Der Ton macht nicht nur die Musik, sondern auch die Bauvorschrift.
In Magdeburg hatte man einst Visionen zur Entwicklung des Wissenschaftshafens. Ein neues, lebendiges Stadtquartier, mit urbanem Flair unweit der Universität sollte da wachsen. Denkfabrik und Unternehmen mit innovativem Potenzial gibt es dort bereits. In die noch stehenden alten Speichergebäude entlang der einstigen Kaimauer will man hochwertige Wohnungen bauen.

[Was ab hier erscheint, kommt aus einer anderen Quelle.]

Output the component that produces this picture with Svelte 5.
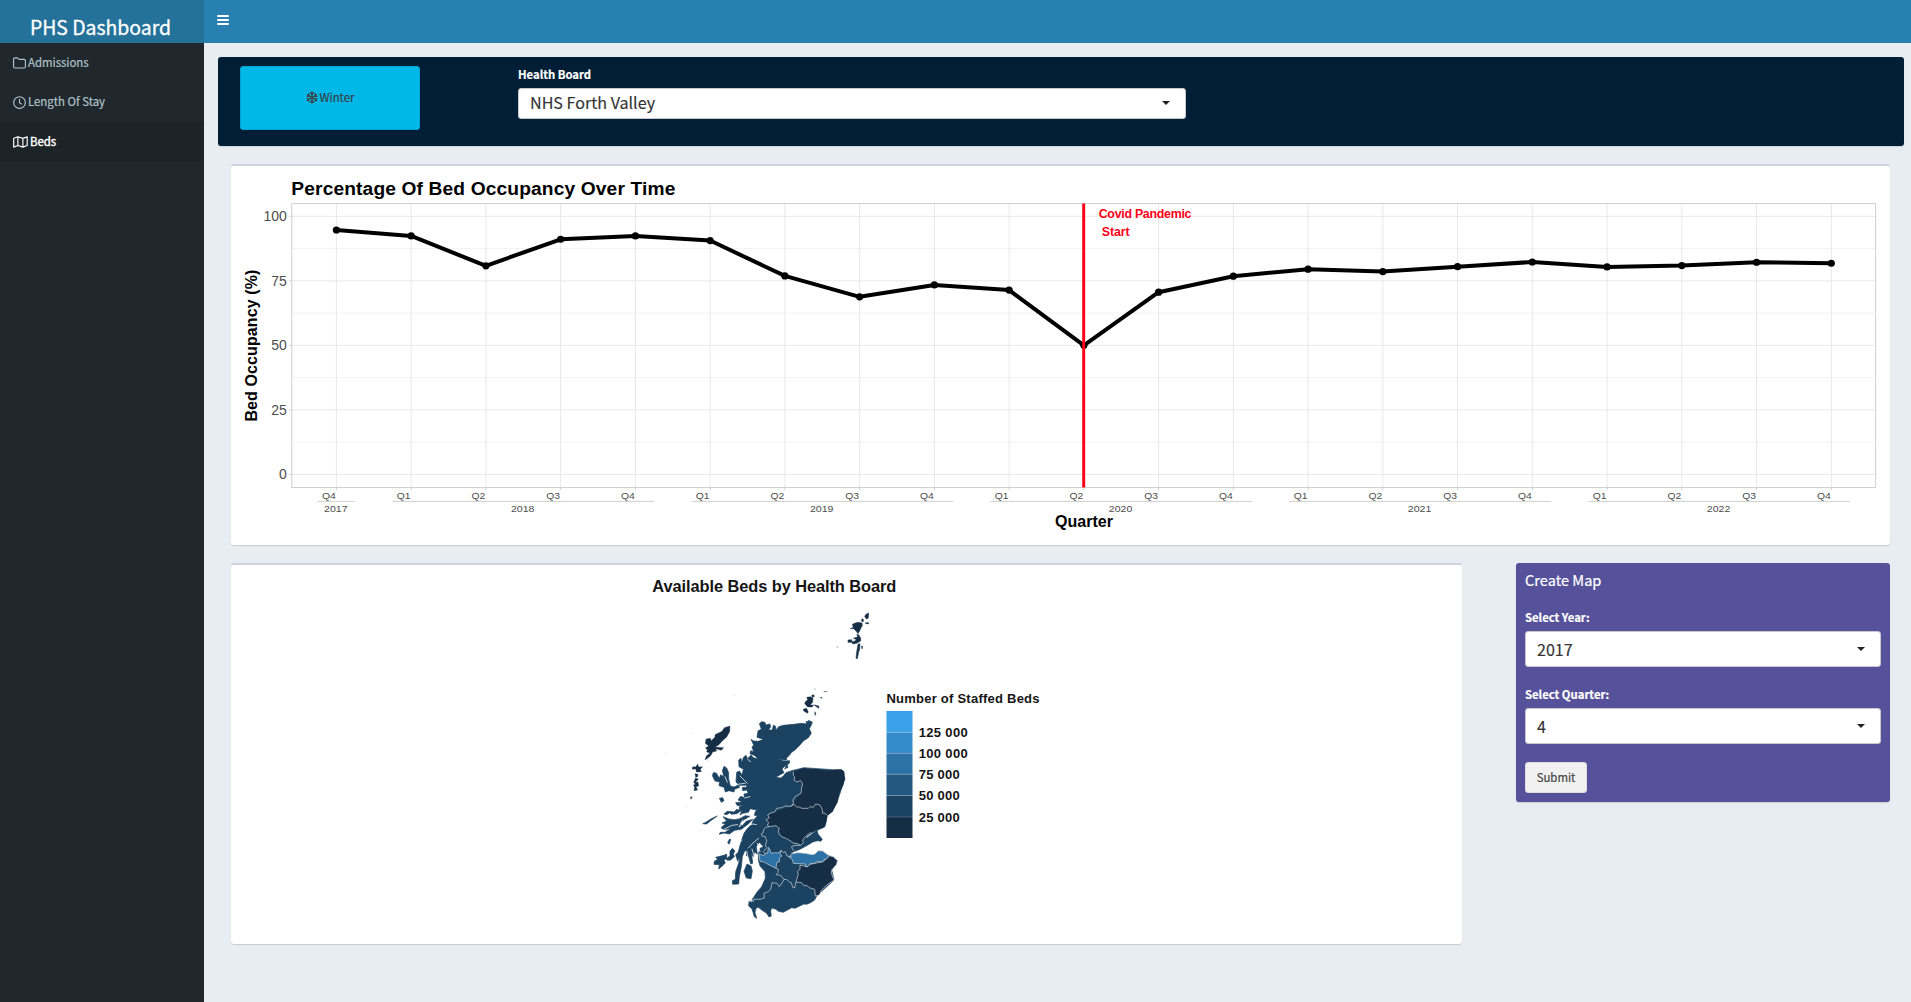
<script>
  const x0 = 336.4, step = 74.745;
  const px = (i) => x0 + i * step;
  const py = (v) => 474.4 - v * 2.581;
  const values = [94.7, 92.4, 80.8, 91.1, 92.4, 90.6, 76.9, 68.8, 73.4, 71.4, 50, 70.6, 76.8, 79.5, 78.6, 80.5, 82.3, 80.4, 80.9, 82.2, 81.8];
  const line = values.map((v, i) => `${px(i)},${py(v)}`).join(' ');
  const quarter = (i) => 'Q' + (((i + 3) % 4) + 1);
  const years = [
    { name: '2017', from: 0, to: 0 },
    { name: '2018', from: 1, to: 4 },
    { name: '2019', from: 5, to: 8 },
    { name: '2020', from: 9, to: 12 },
    { name: '2021', from: 13, to: 16 },
    { name: '2022', from: 17, to: 20 }
  ];
  const legend = [
    { y: 711, h: 21.3, fill: '#3aa1e8' },
    { y: 732.3, h: 21, fill: '#358bc9' },
    { y: 753.3, h: 21, fill: '#2c72a7' },
    { y: 774.3, h: 21.2, fill: '#235981' },
    { y: 795.5, h: 21.5, fill: '#1b4260' },
    { y: 817, h: 21, fill: '#152e46' }
  ];
  const breaks = [
    { t: '125 000', y: 737, w: 49 },
    { t: '100 000', y: 758, w: 49 },
    { t: '75 000', y: 779, w: 41 },
    { t: '50 000', y: 800, w: 41 },
    { t: '25 000', y: 821.8, w: 41 }
  ];
</script>

<div class="app">
  <aside class="sidebar">
    <div class="logo">PHS Dashboard</div>
    <nav>
      <a class="item">
        <svg width="13" height="12" viewBox="0 0 13 12"><path d="M.6 2Q.6.8 1.8.8H4.4L6 2.4H11.2Q12.4 2.4 12.4 3.6V9.8Q12.4 11 11.2 11H1.8Q.6 11 .6 9.8Z" /></svg>
        <span>Admissions</span>
      </a>
      <a class="item">
        <svg width="13" height="13" viewBox="0 0 13 13"><circle cx="6.5" cy="6.5" r="5.8" /><path d="M6.5 3V6.8L8.7 8.2" /></svg>
        <span>Length Of Stay</span>
      </a>
      <a class="item active">
        <svg width="15" height="12" viewBox="0 0 15 12"><path d="M.7 2.3V11.1L4.9 9.5L9.9 11.1L14.2 9.5V.9L9.9 2.4L4.9.8ZM4.9.8V9.5M9.9 2.4V11.1" /></svg>
        <span>Beds</span>
      </a>
    </nav>
  </aside>

  <div class="main">
    <header><span class="bars"><i></i><i></i><i></i></span></header>

    <section class="filters">
      <button class="winter">
        <svg width="12" height="13" viewBox="-6 -6.5 12 13">
          {#each [0, 60, 120, 180, 240, 300] as a}
            <path transform="rotate({a})" d="M0 0V-6M-1.9-5L0-3.2L1.9-5" />
          {/each}
        </svg>
        <span>Winter</span>
      </button>
      <div class="board">
        <label class="lbl">Health Board</label>
        <div class="select wide"><span>NHS Forth Valley</span><b class="caret"></b></div>
      </div>
    </section>

    <section class="card chart">
      <svg viewBox="231 166 1659 379" width="1659" height="379">
        <text class="title" x="291.3" y="195" font-size="19.2" textLength="384">Percentage Of Bed Occupancy Over Time</text>
        {#each [12.5, 37.5, 62.5, 87.5] as v}
          <path d="M292 {py(v)}H1875.5" stroke="#f3f3f3" />
        {/each}
        {#each [0, 25, 50, 75, 100] as v}
          <path d="M292 {py(v)}H1875.5" stroke="#e8e8e8" />
          <path d="M289 {py(v)}H292" stroke="#d0d0d0" />
          <text class="tick" x="286.8" y={py(v) + 4.9} text-anchor="end" font-size="14">{v}</text>
        {/each}
        {#each values as v, i}
          <path d="M{px(i)} 203.5V487.5" stroke="#e8e8e8" />
          <path d="M{px(i)} 487.5V490" stroke="#d0d0d0" />
          <text class="tick" x={px(i) - 7.5} y="498.7" text-anchor="middle" font-size="9.8" textLength="13.8" lengthAdjust="spacingAndGlyphs">{quarter(i)}</text>
        {/each}
        <rect x="291.8" y="203.5" width="1583.8" height="284" fill="none" stroke="#d0d0d0" />
        {#each years as g}
          <path d="M{px(g.from - 0.25)} 501.4H{px(g.to + 0.25)}" stroke="#cfcfcf" />
          <text class="tick" x={px((g.from + g.to) / 2) - 0.6} y="511.7" text-anchor="middle" font-size="9.8" textLength="23.5" lengthAdjust="spacingAndGlyphs">{g.name}</text>
        {/each}
        <polyline points={line} fill="none" stroke="#000" stroke-width="4" stroke-linejoin="round" />
        {#each values as v, i}
          <circle cx={px(i)} cy={py(v)} r="3.6" />
        {/each}
        <path d="M1083.7 203.5V487.5" stroke="#ff0018" stroke-width="3" />
        <text class="covid" x="1098.7" y="218" textLength="92.8">Covid Pandemic</text>
        <text class="covid" x="1101.7" y="236" textLength="28">Start</text>
        <text class="title" transform="translate(257 421.6) rotate(-90)" font-size="16" textLength="152">Bed Occupancy (%)</text>
        <text class="title" x="1055" y="527" font-size="16" textLength="58">Quarter</text>
      </svg>
    </section>

    <div class="lower">
      <section class="card map">
        <svg viewBox="231 565 1231 378.5" width="1231" height="378.5">
          <text class="mtitle" x="652.3" y="592.3" font-size="16.4" textLength="244">Available Beds by Health Board</text>
          <g transform="translate(650 670) scale(.33333)">
            <path fill="#1b4260" stroke="#1b4260" stroke-width="2" d="M335 155L345 157 347 165 360 162 362 170 356 180 367 180 370 166 376 168 378 180 386 170 400 166 430 163 455 160 470 162 468 154 476 156 475 151 487 156 484 165 478 176 484 190 475 203 460 213 450 225 435 240 425 247 417 257 409 265 411 269 402 270 384 266 401 273 419 272 418 280 412 284 414 292 404 297 410 283 396 297 402 308 377 322 392 324 400 318 408 308 425 302 462 293 560 300 585 325 560 400 532 437 525 470 500 482 484 488 466 503 472 503 488 490 502 482 504 492 517 508 512 514 503 512 490 515 470 527 450 538 432 545 420 549 440 555 537 557 562 572 545 600 552 630 500 678 494 690 480 699 470 703 462 702 435 715 425 713 400 727 385 724 378 718 365 714 362 723 364 738 357 741 350 730 335 720 325 712 318 715 315 727 320 745 313 740 306 717 296 708 297 694 306 697 307 688 322 665 335 650 346 625 345 605 330 588 325 570 326 550 330 535 340 530 328 517 319 530 322 553 314 545 310 560 305 552 308 580 302 582 296 560 289 557 290 540 283 545 277 560 274 590 268 620 266 642 248 643 247 632 256 628 257 605 266 580 270 562 263 574 257 554 265 546 269 530 275 510 282 490 291 477 305 463 310 451 322 438 313 436 317 420 301 416 295 427 278 430 270 435 276 421 260 431 244 433 240 428 230 434 222 432 232 424 252 426 260 418 268 421 268 410 283 405 262 407 257 398 277 396 264 390 272 379 283 383 282 372 294 370 291 360 278 362 277 352 290 352 290 346 266 346 258 335 260 307 268 303 276 314 280 298 267 290 266 270 273 265 275 278 281 261 288 256 293 266 303 255 310 263 324 266 315 257 300 251 302 242 311 245 306 232 311 225 303 208 311 213 325 214 340 208 321 202 324 183 334 177 328 161Z" />
            <path fill="#1b4260" stroke="#1b4260" stroke-width="2" d="M222 289L230 294 236 308 236 327 241 348 252 351 265 345 269 352 254 358 252 366 237 362 226 366 222 352 207 347 209 336 195 333 187 317 190 308 199 309 208 325 212 314 222 320 217 302ZM208 385L218 383 222 392 214 397ZM219 440L237 447 254 449 269 446 286 437 301 439 284 448 270 459 276 468 288 454 309 448 292 465 274 478 254 481 238 492 222 489 208 493 211 487 225 487 242 476 222 479 213 473 226 462 216 459 230 453ZM158 461L170 462 181 453 202 438 184 446 167 457ZM238 508L242 508 238 522 233 519ZM240 544L247 535 255 543 250 551 253 560 242 570 232 571 228 567 240 557ZM222 556L230 552 230 565 222 571 226 578 218 587 206 597 208 584 192 583 193 574 203 568 197 562ZM291 582L303 588 307 603 303 626 289 624 282 604Z" />
            <path fill="#152e46" stroke="#152e46" d="M240 168L239 185 230 201 216 214 207 224 196 231 221 233 214 241 197 236 200 243 188 246 183 256 175 263 165 270 169 258 180 249 170 246 172 239 166 234 176 228 166 220 168 207 181 205 184 212 195 201 195 194 216 184 223 173ZM128 290L137 291 143 282 146 291 158 290 151 298 154 305 139 306 138 297 127 298ZM135 311L144 313 143 320 137 321ZM137 323L145 328 136 337 144 336 146 348 138 350 143 360 132 362 134 351 130 345 136 343 131 337ZM121 382L127 380 123 388ZM466 95L473 89 470 82 482 80 489 84 488 97 481 104 490 106 487 111 473 111 464 101ZM485 76L492 74 493 80 487 82ZM460 117L470 115 475 126 472 130 461 123ZM491 104L507 108 506 115 499 110ZM494 125L498 130 495 137Z" />
            <g stroke="#fff" stroke-width="2.2" fill="none" stroke-linecap="round">
              <path d="M318 420L305 435 292 447 280 460 267 471 278 450M263 497L272 484 290 468 309 462 319 464M266 520L276 511M326 505L309 519 295 534M222 478L246 466 263 464M293 268L302 275M270 318L292 340M246 345L285 340M284 384L300 380M225 320L232 337M291 545L295 580M306 537L316 570M322 520L330 545" />
            </g>
            <g stroke="#c5ccd2" stroke-width="2.2" stroke-linejoin="round">
              <path fill="#152e46" stroke="none" d="M430 304L445 301 462 293 469 298 500 297 520 302 540 302 560 298 575 298 583 305 585 325 580 345 567 370 563 395 548 425 532 437 528 460 520 473 500 478 484 488 462 502 460 518 450 525 430 515 400 505 387 490 385 472 360 470 350 450 360 430 423 410 452 370 458 342 432 330Z" />
              <path fill="#1b4260" stroke="none" d="M335 492L340 480 355 470 378 467 390 477 385 490 400 503 420 512 430 521 422 538 390 543 350 530Z" />
              <path fill="none" d="M430 305L430 316 434 320 432 330 440 336 452 332 458 342 455 352 453 370 435 380 429 390 430 400 423 409M532 437L525 430 518 430 517 419 510 405 497 402 490 412 480 410 475 415 455 415 448 411 440 411 432 403 423 409 405 408 395 413 380 415 375 425 360 430 353 435 358 444 348 449 356 458 352 466 358 470 378 467 388 475 385 483 388 494 397 501 410 506 420 512 430 519 445 522 452 526 460 518 458 510 466 500 482 487M358 470L347 472 341 480 339 489 334 491 336 498 346 500 350 514 346 525 350 533M452 526L438 526 425 529 427 537 435 545" />
              <path fill="#152e46" d="M537 557L550 560 562 572 560 583 545 600 544 610 552 630 530 645 515 660 508 675 496 678 494 658 478 653 468 645 463 648 455 638 438 636 445 612 442 605 450 598 450 585 470 590 480 583 520 575Z" />
              <path fill="#2c72a7" d="M417 562L425 552 442 548 465 550 486 554 495 552 505 542 518 543 537 557 532 565 520 570 515 576 502 574 492 580 480 581 474 590 468 590 466 582 430 580 427 568ZM355 532L359 537 363 550 374 548 384 549 394 541 390 552 396 558 388 564 388 575 380 578 378 595 360 586 344 577 330 574 327 552 342 557 347 549 353 550Z" />
              <path fill="none" d="M350 533L340 545 345 551M394 541L400 548 406 545 411 558 425 560M378 595L385 598 384 608 378 614 392 616 402 628 411 629 418 636 424 638 428 652 434 654 438 636M402 628L396 639 388 650 381 640 366 638 362 658 353 666 342 670 343 684 330 688 312 687 309 696M296 694L309 691" />
            </g>
            <g fill="#dfe4e8"><path d="M40 254L52 244 50 249ZM104 412L112 405 109 411ZM248 76H254V78H248ZM170 268L177 272 173 276ZM122 188H132V190H122ZM142 484L152 481V483Z" /></g>
          </g>
          <g transform="translate(780 590) scale(.33333)">
            <path fill="#152e46" stroke="#152e46" stroke-width="1.5" d="M217 103L226 99 235 97 246 99 247 107 243 113 240 121 234 131 229 124 221 116 211 116 220 112ZM246 86L251 89 249 96 244 93ZM258 73L266 69 265 84 259 87 254 79ZM257 98H266V101H257ZM204 150L215 149 216 155 226 153 228 147 220 145 234 140 230 134 236 134 242 144 242 153 230 160 219 162 214 157 204 157ZM234 163L240 161 239 177 236 187 232 206 228 205 230 186ZM244 169L248 169 246 177Z" />
            <path fill="#4f6274" d="M169 170H176V172H169ZM101 294L106 297 108 301ZM131 303H142V305H131ZM118 304L127 307ZM119 321L127 321 126 327Z" />
          </g>
          <text class="mtitle" x="886.5" y="703.3" font-size="13" textLength="153">Number of Staffed Beds</text>
          {#each legend as l}
            <rect x="886.5" y={l.y} width="26" height={l.h} fill={l.fill} />
          {/each}
          {#each legend.slice(1) as l}
            <path d="M886.5 {l.y}H912.5" stroke="#fff" stroke-opacity=".18" />
          {/each}
          {#each breaks as b}
            <text class="mtitle" x="918.7" y={b.y} font-size="13" textLength={b.w}>{b.t}</text>
          {/each}
        </svg>
      </section>

      <section class="create">
        <h3>Create Map</h3>
        <label class="lbl">Select Year:</label>
        <div class="select"><span>2017</span><b class="caret"></b></div>
        <label class="lbl next">Select Quarter:</label>
        <div class="select"><span>4</span><b class="caret"></b></div>
        <button class="submit"><span>Submit</span></button>
      </section>
    </div>
  </div>
</div>

<style>
  :global(body) { background: #e8edf1; overflow: hidden; }
  * { box-sizing: border-box; }
  .app { display: flex; width: 1911px; height: 1002px; background: #e8edf1; font-family: "Noto Sans CJK SC", "Noto Sans", sans-serif; font-size: 11.4px; line-height: 18px; color: #333; }
  svg { display: block; flex: none; }
  .sidebar { width: 204px; background: #20282e; }
  .logo { height: 43px; padding: 13px 3px 0 0; line-height: 28px; text-align: center; color: #fff; font-size: 19.4px; background: #24719a; -webkit-text-stroke: .3px; }
  .item { display: flex; align-items: center; height: 39.5px; padding-left: 13px; gap: 2px; color: #b0c2c9; }
  .item span { padding-bottom: 1.6px; -webkit-text-stroke: .2px; }
  .winter span { padding-bottom: 1px; -webkit-text-stroke: .2px; }
  .item.active { height: 40px; padding-bottom: 1px; background: #1d2427; color: #fff; }
  .item.active span { -webkit-text-stroke: .4px; }
  .item svg { fill: none; stroke: currentColor; stroke-width: 1.15; stroke-linejoin: round; }
  .main { flex: 1; min-width: 0; display: flex; flex-direction: column; }
  header { height: 43px; background: #2780b0; padding: 15px 0 0 13px; }
  .bars { display: flex; flex-direction: column; gap: 2px; width: 12px; }
  .bars i { height: 2px; background: #fff; border-radius: 1px; }
  .filters { display: flex; align-items: flex-start; margin: 14px 7px 0 14px; height: 89px; padding: 9px 22px; background: #001e35; border-radius: 3px; box-shadow: 0 1px 1px rgba(0, 0, 0, .1); }
  button { font: inherit; padding: 0; }
  .winter { display: flex; align-items: center; justify-content: center; gap: 2px; width: 180px; height: 64px; padding-bottom: 1px; background: #00b8e8; border: 1px solid #00a3d4; border-radius: 3px; color: #3a4246; }
  .winter svg { fill: none; stroke: #3a4246; stroke-width: 1.35; }
  .board { margin-left: 98px; width: 668px; }
  .lbl { display: block; color: #fff; font-weight: 700; font-size: 11.3px; line-height: 16px; padding-bottom: 2px; -webkit-text-stroke: .2px; }
  .select { display: flex; align-items: center; justify-content: space-between; height: 36px; padding: 0 15px 0 11px; background: #fff; border: 1px solid #c8c8cc; border-radius: 3px; font-size: 16.1px; line-height: 24px; color: #333; }
  .select span { -webkit-text-stroke: .15px; }
  .create .caret { margin-bottom: 1px; }
  .wide { height: 31px; margin-top: 4px; }
  .wide span { padding-bottom: 3px; }
  .wide .caret { margin-bottom: 1px; }
  .caret { width: 0; height: 0; border: 4.5px solid transparent; border-top-color: #222; border-bottom: 0; }
  .card { background: #fff; border-top: 2px solid #cdd2dc; border-radius: 3px; box-shadow: 0 1px 1px rgba(0, 0, 0, .14); }
  .chart { margin: 18px 0 0 27px; width: 1659px; height: 381px; }
  .lower { display: flex; align-items: flex-start; justify-content: space-between; margin: 18px 21px 0 27px; }
  .map { width: 1231px; height: 380.5px; }
  .create { width: 374px; height: 239px; padding: 6px 9px 0; background: #55519a; border-radius: 3px; box-shadow: 0 1px 1px rgba(0, 0, 0, .12); }
  h3 { margin: 0 0 18px; color: #fff; font-weight: 400; font-size: 14.6px; line-height: 22px; -webkit-text-stroke: .2px; }
  .create .lbl { margin-bottom: 4px; }
  .create .next { margin-top: 19px; }
  .submit { display: block; width: 62px; height: 31px; padding-bottom: 2px; margin-top: 18px; background: #f1f1f1; border: 1px solid #ddd; border-radius: 3px; color: #444; -webkit-text-stroke: .2px; }
  text { font-family: "Liberation Sans", Arial, sans-serif; }
  .title { font-weight: 700; fill: #000; }
  .tick { fill: #4d4d4d; }
  .covid { fill: #ff0018; font-weight: 700; font-size: 12.4px; }
  .mtitle { font-weight: 700; fill: #151515; }
</style>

Individualisten würden insgeheim erfreut mit der Zunge schnalzen. Leben am Wasser in Häusern mit historischem Charakter und in einer einzigartigen Umgebung weckt Interesse und Begehrlichkeiten. Doch seit Jahren bleiben die Speicher unverändert baufällig, sind Wind und Regen ausgesetzt. Ihr Zustand ist belämmert. Der allgemein sehr kritische Magdeburger mäkelt unter vorgehaltener Hand über den Dornröschenschlaf des potenten Areals. In anderen deutschen Städten wie Hamburg oder Münster sind alte Industriehafenanlagen längst zu begehrten Lebensräumen mutiert. Neben vielen Menschen aus der Kreativbranche ziehen solche Viertel eine zahlungskräftige Klientel an. Man dürfte ergo von einer Goldgrube und hochwertigen Anlage für Bauinvestoren ausgehen. Doch das Gelände hinter der Denkfabrik bleibt eine kleine unberührte Geisterstadt. Magdeburg-typisch würde man fix aufs Rathaus wettern und die Unfähigkeit der dortigen Akteure beschwören. Doch die wirkliche Verhinderung der weiteren Entwicklung liegt einfach am falschen Ton. Die etwa 250 Meter entfernt stehenden Magdeburger Mühlenwerke erzeugen einen niederfrequenten Brummton, der mit der Lärmschutzverordnung nicht in Harmonie zu bringen ist. Um präzise zu sein, es geht um einen Dezibel Lautstärkepegel. Gemessen wird einen Meter vor der Fassade. Ob der Ton im Inneren des Gebäudes überhaupt hörbar wäre, steht nicht zu Debatte. Regel und Grenzwert sind nun einmal gesetzt und damit unüberwindbar. Die Standhaftigkeit deutscher Normen ist ein Qualitätsmerkmal, das weltweit seinesgleichen sucht. Wünsche und Ideen über die Entwicklung von Lebensraum prallen vor solchen bürokratischen Hürden herzlos ab. Regeln kennen keine Gefühle und dem guten deutschen Beamten fließen eher Paragraphen statt Blutkörperchen in den Adern. Die Wahrnehmung des Mühlentons ist eher technischer Natur, als dass ihn ein Mensch bemerken würde. Doch das interessiert den Grenzwert nicht. Die Landeshauptstadt wird ihren Gästen am alten Hafenbecken also weiterhin museales Hinterhofflair ihrer Industriegeschichte demonstrieren dürfen. Altes zu bewahren, ist halt eine schöne Aufgabe, jedenfalls bis es irgendwann im leisen Hintergrundbrummen der Geschichte vergessenen ist.